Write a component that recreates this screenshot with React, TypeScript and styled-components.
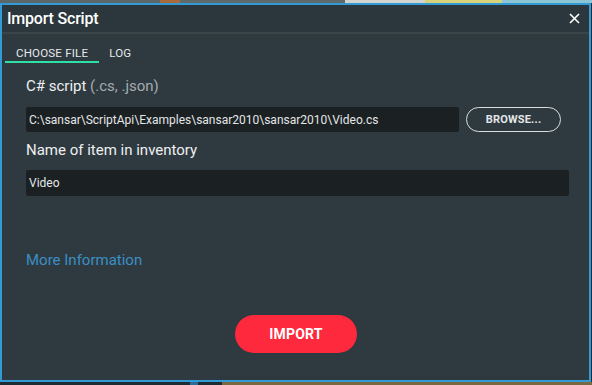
import styled, {createGlobalStyle} from 'styled-components'

const GlobalStyle = createGlobalStyle`
  html, body {
    margin: 0;
    padding: 0;
    background: #1f2b31;
    font-family: Roboto, "Noto Sans", sans-serif;
  }
`

const sceneTop = [
  {w: 160, c: '#5d6668'},
  {w: 20, c: '#a86a3a'},
  {w: 165, c: '#5f6a6d'},
  {w: 80, c: '#d3d4d0'},
  {w: 77, c: '#d8d27a'},
  {w: 90, c: '#8cc6d6'},
]

const sceneBottom = [
  {w: 190, c: '#1e2b31'},
  {w: 8, c: '#2d6e96'},
  {w: 24, c: '#1e2b31'},
  {w: 370, c: '#7a6840'},
]

export const App = () => {
  return (
    <Page>
      <GlobalStyle />
      <SceneStrip>
        {sceneTop.map((s, i) => <SceneBit key={i} style={{width: s.w, background: s.c}} />)}
      </SceneStrip>
      <Dialog>
        <Header>
          <Title>Import Script</Title>
          <Close aria-label='close'>
            <svg width='11' height='11' viewBox='0 0 11 11'>
              <path d='M1 1 L10 10 M10 1 L1 10' stroke='#ffffff' strokeWidth='1.6' />
            </svg>
          </Close>
        </Header>
        <Divider />
        <Tabs>
          <Tab active>CHOOSE FILE</Tab>
          <Tab>LOG</Tab>
        </Tabs>
        <Content>
          <Label>C# script <Muted>(.cs, .json)</Muted></Label>
          <FileRow>
            <Field>C:\sansar\ScriptApi\Examples\sansar2010\sansar2010\Video.cs</Field>
            <Browse>BROWSE...</Browse>
          </FileRow>
          <Label second>Name of item in inventory</Label>
          <Field wide>Video</Field>
          <Link>More Information</Link>
          <Actions>
            <ImportButton>IMPORT</ImportButton>
          </Actions>
        </Content>
      </Dialog>
      <SceneStrip>
        {sceneBottom.map((s, i) => <SceneBit key={i} style={{width: s.w, background: s.c}} />)}
      </SceneStrip>
    </Page>
  )
}

export default App

const Page = styled.div`
  width: 592px;
  height: 385px;
  display: flex;
  flex-direction: column;
  overflow: hidden;
`

const SceneStrip = styled.div`
  display: flex;
  height: 3px;
  flex: none;
`

const SceneBit = styled.div`
  height: 100%;
`

const Dialog = styled.div`
  box-sizing: border-box;
  width: 591px;
  height: 379px;
  flex: none;
  border: 2px solid #329bd6;
  background: #2f3a40;
  display: flex;
  flex-direction: column;
`

const Header = styled.div`
  height: 27px;
  flex: none;
  display: flex;
  align-items: center;
  justify-content: space-between;
  padding: 0 9px 0 5px;
  background: #2c373d;
`

const Title = styled.div`
  color: #ffffff;
  font-size: 16px;
  font-weight: 500;
  letter-spacing: -0.2px;
`

const Close = styled.div`
  display: flex;
  width: 11px;
  height: 11px;
`

const Divider = styled.div`
  height: 2px;
  flex: none;
  background: #3a4549;
`

const Tabs = styled.div`
  display: flex;
  padding-left: 3px;
`

const Tab = styled.div<{active?: boolean}>`
  padding: 12px ${p => p.active ? '11px' : '10px'} 1px;
  font-size: 11.5px;
  line-height: 14px;
  color: #e6e9ea;
  letter-spacing: 0.2px;
  border-bottom: 2px solid ${p => p.active ? '#2fe0a6' : 'transparent'};
`

const Content = styled.div`
  display: flex;
  flex-direction: column;
  padding: 13px 20px 0 24px;
`

const Label = styled.div<{second?: boolean}>`
  font-size: 15px;
  line-height: 20px;
  color: #eef0f1;
  margin-top: ${p => p.second ? '8px' : '0'};
`

const Muted = styled.span`
  color: #a3abb0;
`

const FileRow = styled.div`
  display: flex;
  align-items: center;
  gap: 7px;
  margin-top: 11px;
  padding-right: 8px;
`

const Field = styled.div<{wide?: boolean}>`
  flex: ${p => p.wide ? 'none' : '1'};
  box-sizing: border-box;
  height: ${p => p.wide ? '26px' : '25px'};
  margin-top: ${p => p.wide ? '10px' : '0'};
  background: #1b2023;
  border-radius: 2px;
  padding-left: 3px;
  display: flex;
  align-items: center;
  color: #e4e6e7;
  font-size: 12px;
  white-space: nowrap;
  overflow: hidden;
`

const Browse = styled.button`
  width: 95px;
  height: 25px;
  box-sizing: border-box;
  border: 1.5px solid #d9dcdd;
  border-radius: 13px;
  background: transparent;
  color: #e4e6e7;
  font-family: Roboto, "Noto Sans", sans-serif;
  font-size: 11px;
  font-weight: 700;
  letter-spacing: 0.2px;
  padding: 0;
`

const Link = styled.div`
  margin-top: 54px;
  font-size: 15px;
  line-height: 20px;
  color: #3a8fc4;
`

const Actions = styled.div`
  display: flex;
  justify-content: center;
  margin-top: 45px;
  margin-left: -24px;
  margin-right: -20px;
`

const ImportButton = styled.button`
  width: 122px;
  height: 38px;
  border: none;
  border-radius: 19px;
  background: #fe293c;
  color: #ffffff;
  font-family: Roboto, "Noto Sans", sans-serif;
  font-size: 14px;
  font-weight: 700;
  letter-spacing: 0.2px;
  margin-left: 1px;
`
----
> _What is being asked_: Are you able to set down all the lines above exactly, without any pictures?

> _Answer to this exercise_:
Write a component that recreates this screenshot with React, TypeScript and styled-components.
import styled, {createGlobalStyle} from 'styled-components'

const GlobalStyle = createGlobalStyle`
  html, body {
    margin: 0;
    padding: 0;
    background: #1f2b31;
    font-family: Roboto, "Noto Sans", sans-serif;
  }
`

const sceneTop = [
  {w: 160, c: '#5d6668'},
  {w: 20, c: '#a86a3a'},
  {w: 165, c: '#5f6a6d'},
  {w: 80, c: '#d3d4d0'},
  {w: 77, c: '#d8d27a'},
  {w: 90, c: '#8cc6d6'},
]

const sceneBottom = [
  {w: 190, c: '#1e2b31'},
  {w: 8, c: '#2d6e96'},
  {w: 24, c: '#1e2b31'},
  {w: 370, c: '#7a6840'},
]

export const App = () => {
  return (
    <Page>
      <GlobalStyle />
      <SceneStrip>
        {sceneTop.map((s, i) => <SceneBit key={i} style={{width: s.w, background: s.c}} />)}
      </SceneStrip>
      <Dialog>
        <Header>
          <Title>Import Script</Title>
          <Close aria-label='close'>
            <svg width='11' height='11' viewBox='0 0 11 11'>
              <path d='M1 1 L10 10 M10 1 L1 10' stroke='#ffffff' strokeWidth='1.6' />
            </svg>
          </Close>
        </Header>
        <Divider />
        <Tabs>
          <Tab active>CHOOSE FILE</Tab>
          <Tab>LOG</Tab>
        </Tabs>
        <Content>
          <Label>C# script <Muted>(.cs, .json)</Muted></Label>
          <FileRow>
            <Field>C:\sansar\ScriptApi\Examples\sansar2010\sansar2010\Video.cs</Field>
            <Browse>BROWSE...</Browse>
          </FileRow>
          <Label second>Name of item in inventory</Label>
          <Field wide>Video</Field>
          <Link>More Information</Link>
          <Actions>
            <ImportButton>IMPORT</ImportButton>
          </Actions>
        </Content>
      </Dialog>
      <SceneStrip>
        {sceneBottom.map((s, i) => <SceneBit key={i} style={{width: s.w, background: s.c}} />)}
      </SceneStrip>
    </Page>
  )
}

export default App

const Page = styled.div`
  width: 592px;
  height: 385px;
  display: flex;
  flex-direction: column;
  overflow: hidden;
`

const SceneStrip = styled.div`
  display: flex;
  height: 3px;
  flex: none;
`

const SceneBit = styled.div`
  height: 100%;
`

const Dialog = styled.div`
  box-sizing: border-box;
  width: 591px;
  height: 379px;
  flex: none;
  border: 2px solid #329bd6;
  background: #2f3a40;
  display: flex;
  flex-direction: column;
`

const Header = styled.div`
  height: 27px;
  flex: none;
  display: flex;
  align-items: center;
  justify-content: space-between;
  padding: 0 9px 0 5px;
  background: #2c373d;
`

const Title = styled.div`
  color: #ffffff;
  font-size: 16px;
  font-weight: 500;
  letter-spacing: -0.2px;
`

const Close = styled.div`
  display: flex;
  width: 11px;
  height: 11px;
`

const Divider = styled.div`
  height: 2px;
  flex: none;
  background: #3a4549;
`

const Tabs = styled.div`
  display: flex;
  padding-left: 3px;
`

const Tab = styled.div<{active?: boolean}>`
  padding: 12px ${p => p.active ? '11px' : '10px'} 1px;
  font-size: 11.5px;
  line-height: 14px;
  color: #e6e9ea;
  letter-spacing: 0.2px;
  border-bottom: 2px solid ${p => p.active ? '#2fe0a6' : 'transparent'};
`

const Content = styled.div`
  display: flex;
  flex-direction: column;
  padding: 13px 20px 0 24px;
`

const Label = styled.div<{second?: boolean}>`
  font-size: 15px;
  line-height: 20px;
  color: #eef0f1;
  margin-top: ${p => p.second ? '8px' : '0'};
`

const Muted = styled.span`
  color: #a3abb0;
`

const FileRow = styled.div`
  display: flex;
  align-items: center;
  gap: 7px;
  margin-top: 11px;
  padding-right: 8px;
`

const Field = styled.div<{wide?: boolean}>`
  flex: ${p => p.wide ? 'none' : '1'};
  box-sizing: border-box;
  height: ${p => p.wide ? '26px' : '25px'};
  margin-top: ${p => p.wide ? '10px' : '0'};
  background: #1b2023;
  border-radius: 2px;
  padding-left: 3px;
  display: flex;
  align-items: center;
  color: #e4e6e7;
  font-size: 12px;
  white-space: nowrap;
  overflow: hidden;
`

const Browse = styled.button`
  width: 95px;
  height: 25px;
  box-sizing: border-box;
  border: 1.5px solid #d9dcdd;
  border-radius: 13px;
  background: transparent;
  color: #e4e6e7;
  font-family: Roboto, "Noto Sans", sans-serif;
  font-size: 11px;
  font-weight: 700;
  letter-spacing: 0.2px;
  padding: 0;
`

const Link = styled.div`
  margin-top: 54px;
  font-size: 15px;
  line-height: 20px;
  color: #3a8fc4;
`

const Actions = styled.div`
  display: flex;
  justify-content: center;
  margin-top: 45px;
  margin-left: -24px;
  margin-right: -20px;
`

const ImportButton = styled.button`
  width: 122px;
  height: 38px;
  border: none;
  border-radius: 19px;
  background: #fe293c;
  color: #ffffff;
  font-family: Roboto, "Noto Sans", sans-serif;
  font-size: 14px;
  font-weight: 700;
  letter-spacing: 0.2px;
  margin-left: 1px;
`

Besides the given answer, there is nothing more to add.